WRITTEN TASK:
From the listing below, return each line that includes "React".

------------------------------------

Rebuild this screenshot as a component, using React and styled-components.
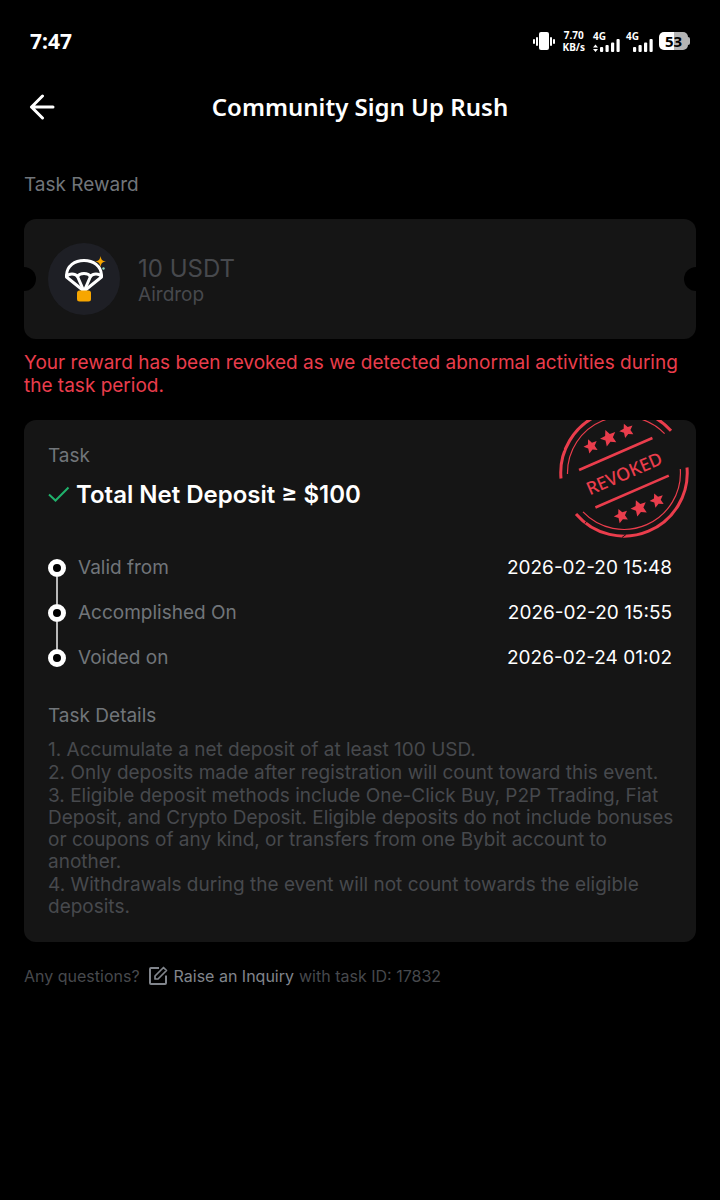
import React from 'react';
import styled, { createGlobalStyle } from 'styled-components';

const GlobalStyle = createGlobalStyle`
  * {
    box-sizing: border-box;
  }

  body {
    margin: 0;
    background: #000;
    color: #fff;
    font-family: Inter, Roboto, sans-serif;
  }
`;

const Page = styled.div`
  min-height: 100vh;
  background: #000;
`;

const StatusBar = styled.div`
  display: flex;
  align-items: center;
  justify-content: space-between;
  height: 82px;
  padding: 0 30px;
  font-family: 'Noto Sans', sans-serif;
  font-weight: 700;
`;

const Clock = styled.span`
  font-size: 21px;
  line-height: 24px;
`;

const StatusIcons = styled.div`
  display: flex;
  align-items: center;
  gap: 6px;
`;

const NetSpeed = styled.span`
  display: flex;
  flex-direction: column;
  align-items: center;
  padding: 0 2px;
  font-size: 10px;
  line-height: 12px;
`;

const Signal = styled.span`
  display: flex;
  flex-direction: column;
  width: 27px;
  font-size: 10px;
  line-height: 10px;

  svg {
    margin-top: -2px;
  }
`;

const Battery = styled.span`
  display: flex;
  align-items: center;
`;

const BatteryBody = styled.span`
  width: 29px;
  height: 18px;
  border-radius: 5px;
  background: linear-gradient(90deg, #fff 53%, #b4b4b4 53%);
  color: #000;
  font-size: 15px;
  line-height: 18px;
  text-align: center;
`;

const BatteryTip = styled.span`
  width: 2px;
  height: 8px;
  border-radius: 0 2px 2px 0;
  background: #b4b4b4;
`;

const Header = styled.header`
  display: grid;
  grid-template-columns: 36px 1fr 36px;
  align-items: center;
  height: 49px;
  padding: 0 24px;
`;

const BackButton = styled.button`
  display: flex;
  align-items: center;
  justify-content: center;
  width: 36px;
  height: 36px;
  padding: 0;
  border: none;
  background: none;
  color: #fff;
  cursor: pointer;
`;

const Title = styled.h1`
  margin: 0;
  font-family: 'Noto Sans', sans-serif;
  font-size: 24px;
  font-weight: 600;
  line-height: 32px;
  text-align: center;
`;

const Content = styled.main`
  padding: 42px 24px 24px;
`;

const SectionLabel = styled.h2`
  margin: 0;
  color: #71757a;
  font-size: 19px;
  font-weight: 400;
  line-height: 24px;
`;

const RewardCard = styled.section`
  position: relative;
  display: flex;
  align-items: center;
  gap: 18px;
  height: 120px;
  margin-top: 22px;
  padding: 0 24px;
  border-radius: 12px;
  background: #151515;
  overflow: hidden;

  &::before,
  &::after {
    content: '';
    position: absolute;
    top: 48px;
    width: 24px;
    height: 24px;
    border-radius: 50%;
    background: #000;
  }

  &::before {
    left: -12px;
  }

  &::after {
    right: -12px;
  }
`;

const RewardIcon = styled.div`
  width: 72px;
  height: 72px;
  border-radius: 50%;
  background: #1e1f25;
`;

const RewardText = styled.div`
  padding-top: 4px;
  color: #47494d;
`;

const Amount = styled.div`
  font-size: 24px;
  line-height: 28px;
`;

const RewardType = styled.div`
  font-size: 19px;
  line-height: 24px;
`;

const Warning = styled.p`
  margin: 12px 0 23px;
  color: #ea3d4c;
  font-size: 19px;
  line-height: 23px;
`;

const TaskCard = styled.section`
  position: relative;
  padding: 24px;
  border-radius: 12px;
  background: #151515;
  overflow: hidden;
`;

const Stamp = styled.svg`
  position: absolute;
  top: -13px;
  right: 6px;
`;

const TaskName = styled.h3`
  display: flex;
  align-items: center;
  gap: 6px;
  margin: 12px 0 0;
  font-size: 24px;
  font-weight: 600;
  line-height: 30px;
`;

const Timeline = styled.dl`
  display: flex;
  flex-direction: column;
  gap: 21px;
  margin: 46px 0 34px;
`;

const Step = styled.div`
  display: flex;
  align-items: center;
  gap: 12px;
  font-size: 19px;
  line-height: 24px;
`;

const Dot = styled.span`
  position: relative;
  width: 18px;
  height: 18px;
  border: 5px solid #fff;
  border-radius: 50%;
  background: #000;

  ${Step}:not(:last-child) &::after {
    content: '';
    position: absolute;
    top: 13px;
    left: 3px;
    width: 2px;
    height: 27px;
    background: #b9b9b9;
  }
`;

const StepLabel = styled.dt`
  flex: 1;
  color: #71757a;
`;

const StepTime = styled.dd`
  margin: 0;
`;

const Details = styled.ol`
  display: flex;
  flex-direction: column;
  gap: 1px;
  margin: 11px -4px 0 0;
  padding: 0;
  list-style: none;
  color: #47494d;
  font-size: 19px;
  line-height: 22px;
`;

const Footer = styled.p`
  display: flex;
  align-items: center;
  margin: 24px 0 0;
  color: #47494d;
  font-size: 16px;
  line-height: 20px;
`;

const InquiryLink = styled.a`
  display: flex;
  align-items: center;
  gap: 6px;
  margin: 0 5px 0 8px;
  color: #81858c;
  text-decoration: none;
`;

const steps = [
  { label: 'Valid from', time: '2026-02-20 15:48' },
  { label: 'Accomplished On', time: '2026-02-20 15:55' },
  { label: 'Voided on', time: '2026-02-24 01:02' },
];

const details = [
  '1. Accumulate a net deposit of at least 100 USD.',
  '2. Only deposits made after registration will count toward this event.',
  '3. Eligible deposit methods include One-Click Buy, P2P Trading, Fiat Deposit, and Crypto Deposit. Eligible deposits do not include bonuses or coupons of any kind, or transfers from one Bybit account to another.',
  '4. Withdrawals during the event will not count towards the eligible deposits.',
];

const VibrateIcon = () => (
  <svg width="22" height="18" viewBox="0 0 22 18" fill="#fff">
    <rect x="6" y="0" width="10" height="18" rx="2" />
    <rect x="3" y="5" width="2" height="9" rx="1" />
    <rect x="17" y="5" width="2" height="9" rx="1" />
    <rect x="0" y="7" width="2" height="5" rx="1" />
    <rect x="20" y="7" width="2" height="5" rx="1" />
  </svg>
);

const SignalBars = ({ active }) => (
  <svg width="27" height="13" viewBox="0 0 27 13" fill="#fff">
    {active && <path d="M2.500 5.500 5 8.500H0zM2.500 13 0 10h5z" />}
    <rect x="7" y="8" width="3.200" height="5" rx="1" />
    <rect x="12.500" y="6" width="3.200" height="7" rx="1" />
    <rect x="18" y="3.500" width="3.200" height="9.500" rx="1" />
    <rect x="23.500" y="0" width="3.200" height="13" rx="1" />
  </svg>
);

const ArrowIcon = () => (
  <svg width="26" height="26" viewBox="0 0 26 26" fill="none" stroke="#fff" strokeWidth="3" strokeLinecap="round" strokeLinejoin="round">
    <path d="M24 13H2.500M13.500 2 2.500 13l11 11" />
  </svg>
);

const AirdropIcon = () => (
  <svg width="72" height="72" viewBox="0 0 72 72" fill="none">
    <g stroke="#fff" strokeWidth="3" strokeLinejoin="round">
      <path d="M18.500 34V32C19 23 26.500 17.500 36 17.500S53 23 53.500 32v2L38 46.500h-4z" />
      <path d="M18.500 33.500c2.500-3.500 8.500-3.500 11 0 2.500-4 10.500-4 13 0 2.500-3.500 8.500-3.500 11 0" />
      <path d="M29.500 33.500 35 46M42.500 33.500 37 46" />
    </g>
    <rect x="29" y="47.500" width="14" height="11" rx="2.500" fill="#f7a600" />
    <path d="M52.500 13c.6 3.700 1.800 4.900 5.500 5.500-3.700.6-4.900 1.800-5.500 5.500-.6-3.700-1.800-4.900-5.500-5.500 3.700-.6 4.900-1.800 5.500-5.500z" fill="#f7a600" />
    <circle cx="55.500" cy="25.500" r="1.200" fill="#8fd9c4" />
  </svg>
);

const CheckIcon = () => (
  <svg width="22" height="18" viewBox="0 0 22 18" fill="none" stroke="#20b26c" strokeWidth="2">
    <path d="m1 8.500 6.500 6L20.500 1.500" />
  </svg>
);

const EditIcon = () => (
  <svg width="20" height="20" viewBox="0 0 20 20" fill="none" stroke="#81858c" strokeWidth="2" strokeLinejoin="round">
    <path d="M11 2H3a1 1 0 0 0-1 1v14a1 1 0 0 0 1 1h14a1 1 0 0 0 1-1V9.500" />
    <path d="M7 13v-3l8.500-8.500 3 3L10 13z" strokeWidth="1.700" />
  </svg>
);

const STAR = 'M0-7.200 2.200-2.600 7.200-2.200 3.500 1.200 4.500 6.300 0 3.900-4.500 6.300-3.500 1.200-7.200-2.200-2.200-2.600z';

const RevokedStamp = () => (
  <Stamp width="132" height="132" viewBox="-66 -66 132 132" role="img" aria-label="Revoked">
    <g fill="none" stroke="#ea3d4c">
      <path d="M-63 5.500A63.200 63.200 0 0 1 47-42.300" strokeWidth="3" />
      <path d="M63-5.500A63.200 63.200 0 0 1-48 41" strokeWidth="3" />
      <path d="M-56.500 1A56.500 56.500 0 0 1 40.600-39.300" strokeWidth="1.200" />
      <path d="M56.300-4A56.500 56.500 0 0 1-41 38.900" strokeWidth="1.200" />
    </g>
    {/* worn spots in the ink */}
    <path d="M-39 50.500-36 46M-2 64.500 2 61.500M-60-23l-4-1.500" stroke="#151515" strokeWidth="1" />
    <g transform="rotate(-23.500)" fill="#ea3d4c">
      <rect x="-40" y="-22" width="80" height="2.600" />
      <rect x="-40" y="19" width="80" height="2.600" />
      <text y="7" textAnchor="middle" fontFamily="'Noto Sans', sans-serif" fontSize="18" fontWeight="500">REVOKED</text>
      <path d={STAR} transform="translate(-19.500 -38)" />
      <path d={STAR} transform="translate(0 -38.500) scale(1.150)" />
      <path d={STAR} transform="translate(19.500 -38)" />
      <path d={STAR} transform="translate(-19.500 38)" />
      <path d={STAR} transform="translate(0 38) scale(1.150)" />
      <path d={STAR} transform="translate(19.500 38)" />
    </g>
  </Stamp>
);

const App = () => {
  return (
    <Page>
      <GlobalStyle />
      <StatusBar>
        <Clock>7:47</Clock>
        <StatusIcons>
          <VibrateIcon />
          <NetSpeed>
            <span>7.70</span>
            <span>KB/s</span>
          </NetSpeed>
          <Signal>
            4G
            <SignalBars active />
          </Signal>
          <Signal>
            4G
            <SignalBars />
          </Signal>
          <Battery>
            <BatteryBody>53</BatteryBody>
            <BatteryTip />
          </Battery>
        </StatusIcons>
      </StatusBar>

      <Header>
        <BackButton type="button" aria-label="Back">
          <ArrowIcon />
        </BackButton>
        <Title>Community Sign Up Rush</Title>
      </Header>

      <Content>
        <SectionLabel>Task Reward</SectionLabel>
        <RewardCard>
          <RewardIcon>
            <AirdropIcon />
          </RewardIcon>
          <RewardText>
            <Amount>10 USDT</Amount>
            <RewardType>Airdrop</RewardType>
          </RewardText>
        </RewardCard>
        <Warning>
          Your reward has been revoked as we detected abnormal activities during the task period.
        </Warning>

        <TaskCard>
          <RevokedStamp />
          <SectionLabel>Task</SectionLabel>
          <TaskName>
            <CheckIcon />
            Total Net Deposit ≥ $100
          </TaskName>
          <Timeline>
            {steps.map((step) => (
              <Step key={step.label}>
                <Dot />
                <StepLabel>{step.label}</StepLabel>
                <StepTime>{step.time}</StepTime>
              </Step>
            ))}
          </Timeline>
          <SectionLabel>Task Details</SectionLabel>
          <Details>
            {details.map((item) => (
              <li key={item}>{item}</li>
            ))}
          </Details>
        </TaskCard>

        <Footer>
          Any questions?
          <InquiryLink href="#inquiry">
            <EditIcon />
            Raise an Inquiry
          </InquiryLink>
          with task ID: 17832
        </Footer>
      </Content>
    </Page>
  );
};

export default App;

------------------------------------

REPLY TO THE TASK:
Rebuild this screenshot as a component, using React and styled-components.
import React from 'react';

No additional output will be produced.